Exercise prompt
Repeat what the lines below say, word for word, and skip every image.
###
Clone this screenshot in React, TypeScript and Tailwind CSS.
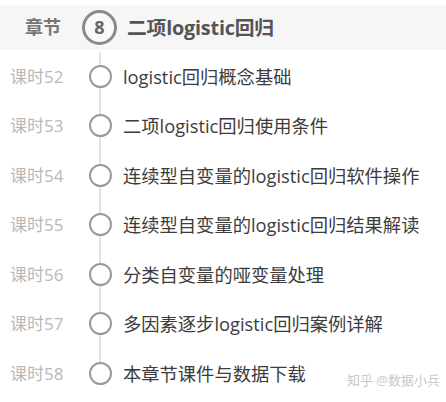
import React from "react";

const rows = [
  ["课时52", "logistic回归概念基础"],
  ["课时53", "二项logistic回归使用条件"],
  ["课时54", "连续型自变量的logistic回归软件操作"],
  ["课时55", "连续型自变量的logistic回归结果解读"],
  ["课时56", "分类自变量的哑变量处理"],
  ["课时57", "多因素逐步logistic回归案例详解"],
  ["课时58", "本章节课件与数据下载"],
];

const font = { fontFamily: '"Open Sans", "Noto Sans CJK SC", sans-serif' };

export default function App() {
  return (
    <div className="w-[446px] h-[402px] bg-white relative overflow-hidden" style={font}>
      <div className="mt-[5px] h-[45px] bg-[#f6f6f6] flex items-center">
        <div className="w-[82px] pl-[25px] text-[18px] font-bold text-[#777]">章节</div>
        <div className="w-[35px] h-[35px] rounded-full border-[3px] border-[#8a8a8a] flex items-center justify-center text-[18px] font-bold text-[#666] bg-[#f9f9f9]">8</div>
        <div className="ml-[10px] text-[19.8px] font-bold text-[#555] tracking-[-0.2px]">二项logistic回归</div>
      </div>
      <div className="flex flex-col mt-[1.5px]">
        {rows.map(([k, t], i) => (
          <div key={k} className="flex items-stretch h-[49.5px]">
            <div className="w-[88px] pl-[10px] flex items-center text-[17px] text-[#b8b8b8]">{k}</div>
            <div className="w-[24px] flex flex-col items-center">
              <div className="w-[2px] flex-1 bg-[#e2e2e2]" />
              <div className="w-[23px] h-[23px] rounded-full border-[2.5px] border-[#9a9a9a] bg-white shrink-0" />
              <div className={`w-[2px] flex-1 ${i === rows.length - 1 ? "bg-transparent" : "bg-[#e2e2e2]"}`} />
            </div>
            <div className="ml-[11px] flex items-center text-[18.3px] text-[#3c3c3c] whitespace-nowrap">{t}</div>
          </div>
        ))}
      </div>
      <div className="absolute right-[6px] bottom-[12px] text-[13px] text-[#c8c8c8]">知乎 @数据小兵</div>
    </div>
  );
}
###
Output of the task
Clone this screenshot in React, TypeScript and Tailwind CSS.
import React from "react";

const rows = [
  ["课时52", "logistic回归概念基础"],
  ["课时53", "二项logistic回归使用条件"],
  ["课时54", "连续型自变量的logistic回归软件操作"],
  ["课时55", "连续型自变量的logistic回归结果解读"],
  ["课时56", "分类自变量的哑变量处理"],
  ["课时57", "多因素逐步logistic回归案例详解"],
  ["课时58", "本章节课件与数据下载"],
];

const font = { fontFamily: '"Open Sans", "Noto Sans CJK SC", sans-serif' };

export default function App() {
  return (
    <div className="w-[446px] h-[402px] bg-white relative overflow-hidden" style={font}>
      <div className="mt-[5px] h-[45px] bg-[#f6f6f6] flex items-center">
        <div className="w-[82px] pl-[25px] text-[18px] font-bold text-[#777]">章节</div>
        <div className="w-[35px] h-[35px] rounded-full border-[3px] border-[#8a8a8a] flex items-center justify-center text-[18px] font-bold text-[#666] bg-[#f9f9f9]">8</div>
        <div className="ml-[10px] text-[19.8px] font-bold text-[#555] tracking-[-0.2px]">二项logistic回归</div>
      </div>
      <div className="flex flex-col mt-[1.5px]">
        {rows.map(([k, t], i) => (
          <div key={k} className="flex items-stretch h-[49.5px]">
            <div className="w-[88px] pl-[10px] flex items-center text-[17px] text-[#b8b8b8]">{k}</div>
            <div className="w-[24px] flex flex-col items-center">
              <div className="w-[2px] flex-1 bg-[#e2e2e2]" />
              <div className="w-[23px] h-[23px] rounded-full border-[2.5px] border-[#9a9a9a] bg-white shrink-0" />
              <div className={`w-[2px] flex-1 ${i === rows.length - 1 ? "bg-transparent" : "bg-[#e2e2e2]"}`} />
            </div>
            <div className="ml-[11px] flex items-center text-[18.3px] text-[#3c3c3c] whitespace-nowrap">{t}</div>
          </div>
        ))}
      </div>
      <div className="absolute right-[6px] bottom-[12px] text-[13px] text-[#c8c8c8]">知乎 @数据小兵</div>
    </div>
  );
}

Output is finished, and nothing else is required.